:: Stored dataset items ::

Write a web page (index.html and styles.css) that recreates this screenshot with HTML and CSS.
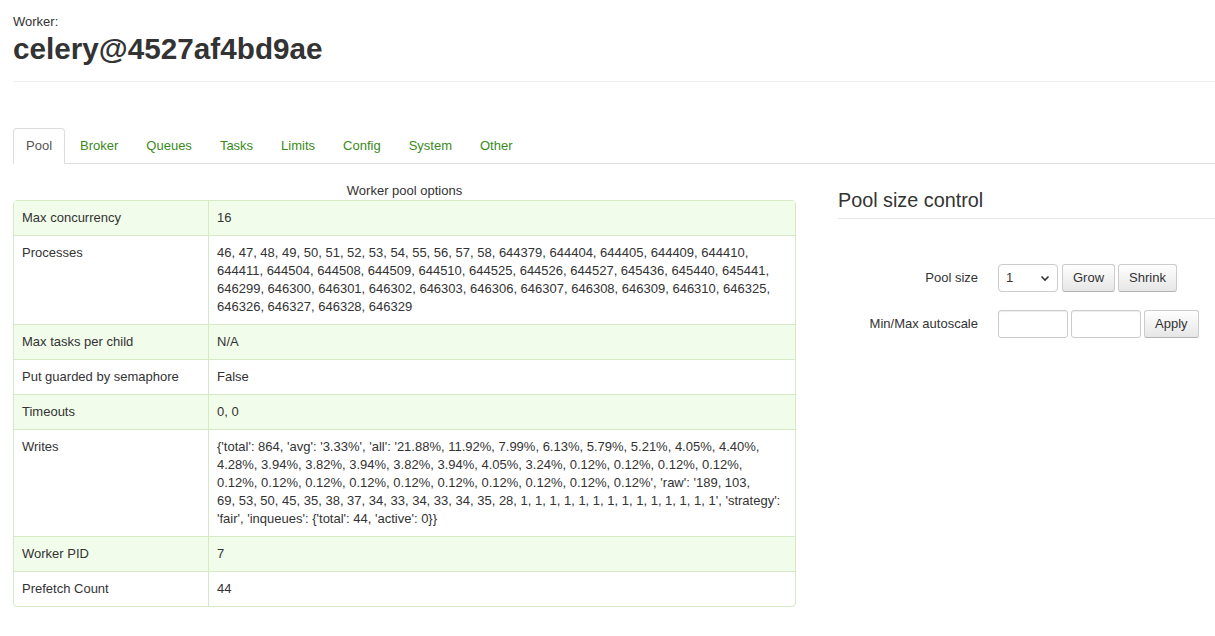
FILE: index.html
```html
<!DOCTYPE html>
<html>
<head>
<meta charset="utf-8">
<title>Worker celery@4527af4bd9ae</title>
<link rel="stylesheet" href="styles.css">
</head>
<body>
<div class="page">
  <header class="page-header">
    <div class="eyebrow">Worker:</div>
    <h1 class="title">celery@4527af4bd9ae</h1>
  </header>

  <ul class="tabs">
    <li class="tab active"><a href="#">Pool</a></li>
    <li class="tab"><a href="#">Broker</a></li>
    <li class="tab"><a href="#">Queues</a></li>
    <li class="tab"><a href="#">Tasks</a></li>
    <li class="tab"><a href="#">Limits</a></li>
    <li class="tab"><a href="#">Config</a></li>
    <li class="tab"><a href="#">System</a></li>
    <li class="tab"><a href="#">Other</a></li>
  </ul>

  <div class="content">
    <div class="left">
      <table class="options">
        <caption>Worker pool options</caption>
        <tbody>
          <tr><td class="key">Max concurrency</td><td>16</td></tr>
          <tr><td class="key">Processes</td><td>46, 47, 48, 49, 50, 51, 52, 53, 54, 55, 56, 57, 58, 644379, 644404, 644405, 644409, 644410, 644411, 644504, 644508, 644509, 644510, 644525, 644526, 644527, 645436, 645440, 645441, 646299, 646300, 646301, 646302, 646303, 646306, 646307, 646308, 646309, 646310, 646325, 646326, 646327, 646328, 646329</td></tr>
          <tr><td class="key">Max tasks per child</td><td>N/A</td></tr>
          <tr><td class="key">Put guarded by semaphore</td><td>False</td></tr>
          <tr><td class="key">Timeouts</td><td>0, 0</td></tr>
          <tr><td class="key">Writes</td><td class="writes">{'total': 864, 'avg': '3.33%', 'all': '21.88%, 11.92%, 7.99%, 6.13%, 5.79%, 5.21%, 4.05%, 4.40%,<br>4.28%, 3.94%, 3.82%, 3.94%, 3.82%, 3.94%, 4.05%, 3.24%, 0.12%, 0.12%, 0.12%, 0.12%,<br>0.12%, 0.12%, 0.12%, 0.12%, 0.12%, 0.12%, 0.12%, 0.12%, 0.12%, 0.12%', 'raw': '189, 103,<br>69, 53, 50, 45, 35, 38, 37, 34, 33, 34, 33, 34, 35, 28, 1, 1, 1, 1, 1, 1, 1, 1, 1, 1, 1, 1, 1, 1', 'strategy':<br>'fair', 'inqueues': {'total': 44, 'active': 0}}</td></tr>
          <tr><td class="key">Worker PID</td><td>7</td></tr>
          <tr><td class="key">Prefetch Count</td><td>44</td></tr>
        </tbody>
      </table>
    </div>

    <div class="right">
      <h3 class="section-title">Pool size control</h3>
      <form class="form-horizontal">
        <div class="control-group">
          <label class="control-label">Pool size</label>
          <div class="controls">
            <div class="select">
              <span>1</span>
              <svg class="chev" width="10" height="7" viewBox="0 0 10 7"><path d="M1.5 1.5 L5 5 L8.5 1.5" fill="none" stroke="#333" stroke-width="1.6"/></svg>
            </div>
            <button type="button" class="btn">Grow</button>
            <button type="button" class="btn">Shrink</button>
          </div>
        </div>
        <div class="control-group">
          <label class="control-label">Min/Max autoscale</label>
          <div class="controls">
            <input class="field" type="text">
            <input class="field" type="text">
            <button type="button" class="btn">Apply</button>
          </div>
        </div>
      </form>
    </div>
  </div>
</div>
</body>
</html>
```

FILE: styles.css
```css
* { box-sizing: border-box; }
html, body { margin: 0; padding: 0; background: #fff; }
body {
  font-family: "Liberation Sans", Arial, sans-serif;
  font-size: 13px;
  line-height: 18px;
  color: #333;
}
.page { padding: 13px 0 0 13px; }

.page-header {
  border-bottom: 1px solid #eee;
  padding-bottom: 14px;
}
.eyebrow { font-size: 13px; line-height: 18px; }
.title {
  margin: 0;
  font-size: 29.7px;
  line-height: 36px;
  font-weight: bold;
  color: #333;
}

.tabs {
  list-style: none;
  margin: 46px 0 0 0;
  padding: 0;
  display: flex;
  border-bottom: 1px solid #ddd;
}
.tab { margin-right: 2px; margin-bottom: -1px; }
.tab a {
  display: block;
  padding: 8px 12px;
  line-height: 18px;
  border: 1px solid transparent;
  border-radius: 4px 4px 0 0;
  color: #3a8a1a;
  text-decoration: none;
}
.tab.active a {
  color: #555;
  background: #fff;
  border-color: #ddd #ddd transparent #ddd;
}

.content {
  display: grid;
  grid-template-columns: 783px 1fr;
  column-gap: 42px;
  margin-top: 18px;
}

.options {
  width: 100%;
  border-collapse: separate;
  border-spacing: 0;
  border: 1px solid #d6e9c6;
  border-radius: 4px;
}
.options caption {
  caption-side: top;
  text-align: center;
  line-height: 18px;
  padding-bottom: 0;
}
.options td {
  padding: 8px 8px;
  vertical-align: top;
  border-top: 1px solid #d6e9c6;
  line-height: 18px;
}
.options tr:first-child td { border-top: 0; }
.options td.key { width: 195px; border-right: 1px solid #d6e9c6; }
.options tr:nth-child(odd) td { background: #f1fcea; }
.options td.writes { padding-right: 4px; }

.section-title {
  margin: 6px 0 0 0;
  font-size: 19.8px;
  font-weight: normal;
  line-height: 24px;
  padding-bottom: 6px;
  border-bottom: 1px solid #e5e5e5;
}

.form-horizontal { margin-top: 45px; }
.control-group {
  display: flex;
  align-items: center;
  margin-bottom: 18px;
}
.control-label {
  width: 140px;
  text-align: right;
  padding-right: 0;
}
.controls {
  margin-left: 20px;
  display: flex;
  align-items: center;
  gap: 3px;
}
.select {
  width: 60px;
  height: 28px;
  border: 1px solid #ccc;
  border-radius: 4px;
  background: #fff;
  display: flex;
  align-items: center;
  justify-content: space-between;
  padding: 0 7px 0 7px;
  margin-right: 1px;
}
.chev { display: block; }
.btn {
  font-family: "Liberation Sans", Arial, sans-serif;
  font-size: 13px;
  line-height: 18px;
  height: 28px;
  padding: 4px 10px;
  color: #333;
  background: linear-gradient(#ffffff, #e6e6e6);
  border: 1px solid #ccc;
  border-bottom-color: #b3b3b3;
  border-radius: 3px;
}
.field {
  width: 70px;
  height: 28px;
  border: 1px solid #ccc;
  border-radius: 3px;
  padding: 4px 6px;
  font-size: 13px;
  background: #fff;
  box-shadow: inset 0 1px 1px rgba(0,0,0,0.075);
}
```
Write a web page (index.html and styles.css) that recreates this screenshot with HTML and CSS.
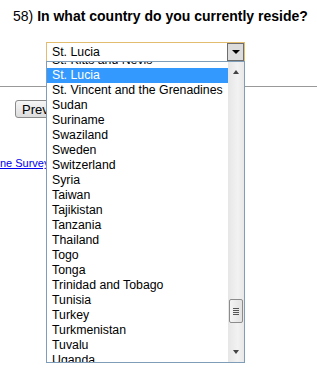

:: GIVEN TASK ::
Quote the preceding listing precisely and completely, omitting its images.

:: COMPLETE ANSWER ::
Write a web page (index.html and styles.css) that recreates this screenshot with HTML and CSS.
FILE: index.html
```html
<!DOCTYPE html>
<html>
<head>
<meta charset="utf-8">
<title>Worker celery@4527af4bd9ae</title>
<link rel="stylesheet" href="styles.css">
</head>
<body>
<div class="page">
  <header class="page-header">
    <div class="eyebrow">Worker:</div>
    <h1 class="title">celery@4527af4bd9ae</h1>
  </header>

  <ul class="tabs">
    <li class="tab active"><a href="#">Pool</a></li>
    <li class="tab"><a href="#">Broker</a></li>
    <li class="tab"><a href="#">Queues</a></li>
    <li class="tab"><a href="#">Tasks</a></li>
    <li class="tab"><a href="#">Limits</a></li>
    <li class="tab"><a href="#">Config</a></li>
    <li class="tab"><a href="#">System</a></li>
    <li class="tab"><a href="#">Other</a></li>
  </ul>

  <div class="content">
    <div class="left">
      <table class="options">
        <caption>Worker pool options</caption>
        <tbody>
          <tr><td class="key">Max concurrency</td><td>16</td></tr>
          <tr><td class="key">Processes</td><td>46, 47, 48, 49, 50, 51, 52, 53, 54, 55, 56, 57, 58, 644379, 644404, 644405, 644409, 644410, 644411, 644504, 644508, 644509, 644510, 644525, 644526, 644527, 645436, 645440, 645441, 646299, 646300, 646301, 646302, 646303, 646306, 646307, 646308, 646309, 646310, 646325, 646326, 646327, 646328, 646329</td></tr>
          <tr><td class="key">Max tasks per child</td><td>N/A</td></tr>
          <tr><td class="key">Put guarded by semaphore</td><td>False</td></tr>
          <tr><td class="key">Timeouts</td><td>0, 0</td></tr>
          <tr><td class="key">Writes</td><td class="writes">{'total': 864, 'avg': '3.33%', 'all': '21.88%, 11.92%, 7.99%, 6.13%, 5.79%, 5.21%, 4.05%, 4.40%,<br>4.28%, 3.94%, 3.82%, 3.94%, 3.82%, 3.94%, 4.05%, 3.24%, 0.12%, 0.12%, 0.12%, 0.12%,<br>0.12%, 0.12%, 0.12%, 0.12%, 0.12%, 0.12%, 0.12%, 0.12%, 0.12%, 0.12%', 'raw': '189, 103,<br>69, 53, 50, 45, 35, 38, 37, 34, 33, 34, 33, 34, 35, 28, 1, 1, 1, 1, 1, 1, 1, 1, 1, 1, 1, 1, 1, 1', 'strategy':<br>'fair', 'inqueues': {'total': 44, 'active': 0}}</td></tr>
          <tr><td class="key">Worker PID</td><td>7</td></tr>
          <tr><td class="key">Prefetch Count</td><td>44</td></tr>
        </tbody>
      </table>
    </div>

    <div class="right">
      <h3 class="section-title">Pool size control</h3>
      <form class="form-horizontal">
        <div class="control-group">
          <label class="control-label">Pool size</label>
          <div class="controls">
            <div class="select">
              <span>1</span>
              <svg class="chev" width="10" height="7" viewBox="0 0 10 7"><path d="M1.5 1.5 L5 5 L8.5 1.5" fill="none" stroke="#333" stroke-width="1.6"/></svg>
            </div>
            <button type="button" class="btn">Grow</button>
            <button type="button" class="btn">Shrink</button>
          </div>
        </div>
        <div class="control-group">
          <label class="control-label">Min/Max autoscale</label>
          <div class="controls">
            <input class="field" type="text">
            <input class="field" type="text">
            <button type="button" class="btn">Apply</button>
          </div>
        </div>
      </form>
    </div>
  </div>
</div>
</body>
</html>
```

FILE: styles.css
```css
* { box-sizing: border-box; }
html, body { margin: 0; padding: 0; background: #fff; }
body {
  font-family: "Liberation Sans", Arial, sans-serif;
  font-size: 13px;
  line-height: 18px;
  color: #333;
}
.page { padding: 13px 0 0 13px; }

.page-header {
  border-bottom: 1px solid #eee;
  padding-bottom: 14px;
}
.eyebrow { font-size: 13px; line-height: 18px; }
.title {
  margin: 0;
  font-size: 29.7px;
  line-height: 36px;
  font-weight: bold;
  color: #333;
}

.tabs {
  list-style: none;
  margin: 46px 0 0 0;
  padding: 0;
  display: flex;
  border-bottom: 1px solid #ddd;
}
.tab { margin-right: 2px; margin-bottom: -1px; }
.tab a {
  display: block;
  padding: 8px 12px;
  line-height: 18px;
  border: 1px solid transparent;
  border-radius: 4px 4px 0 0;
  color: #3a8a1a;
  text-decoration: none;
}
.tab.active a {
  color: #555;
  background: #fff;
  border-color: #ddd #ddd transparent #ddd;
}

.content {
  display: grid;
  grid-template-columns: 783px 1fr;
  column-gap: 42px;
  margin-top: 18px;
}

.options {
  width: 100%;
  border-collapse: separate;
  border-spacing: 0;
  border: 1px solid #d6e9c6;
  border-radius: 4px;
}
.options caption {
  caption-side: top;
  text-align: center;
  line-height: 18px;
  padding-bottom: 0;
}
.options td {
  padding: 8px 8px;
  vertical-align: top;
  border-top: 1px solid #d6e9c6;
  line-height: 18px;
}
.options tr:first-child td { border-top: 0; }
.options td.key { width: 195px; border-right: 1px solid #d6e9c6; }
.options tr:nth-child(odd) td { background: #f1fcea; }
.options td.writes { padding-right: 4px; }

.section-title {
  margin: 6px 0 0 0;
  font-size: 19.8px;
  font-weight: normal;
  line-height: 24px;
  padding-bottom: 6px;
  border-bottom: 1px solid #e5e5e5;
}

.form-horizontal { margin-top: 45px; }
.control-group {
  display: flex;
  align-items: center;
  margin-bottom: 18px;
}
.control-label {
  width: 140px;
  text-align: right;
  padding-right: 0;
}
.controls {
  margin-left: 20px;
  display: flex;
  align-items: center;
  gap: 3px;
}
.select {
  width: 60px;
  height: 28px;
  border: 1px solid #ccc;
  border-radius: 4px;
  background: #fff;
  display: flex;
  align-items: center;
  justify-content: space-between;
  padding: 0 7px 0 7px;
  margin-right: 1px;
}
.chev { display: block; }
.btn {
  font-family: "Liberation Sans", Arial, sans-serif;
  font-size: 13px;
  line-height: 18px;
  height: 28px;
  padding: 4px 10px;
  color: #333;
  background: linear-gradient(#ffffff, #e6e6e6);
  border: 1px solid #ccc;
  border-bottom-color: #b3b3b3;
  border-radius: 3px;
}
.field {
  width: 70px;
  height: 28px;
  border: 1px solid #ccc;
  border-radius: 3px;
  padding: 4px 6px;
  font-size: 13px;
  background: #fff;
  box-shadow: inset 0 1px 1px rgba(0,0,0,0.075);
}
```
Write a web page (index.html and styles.css) that recreates this screenshot with HTML and CSS.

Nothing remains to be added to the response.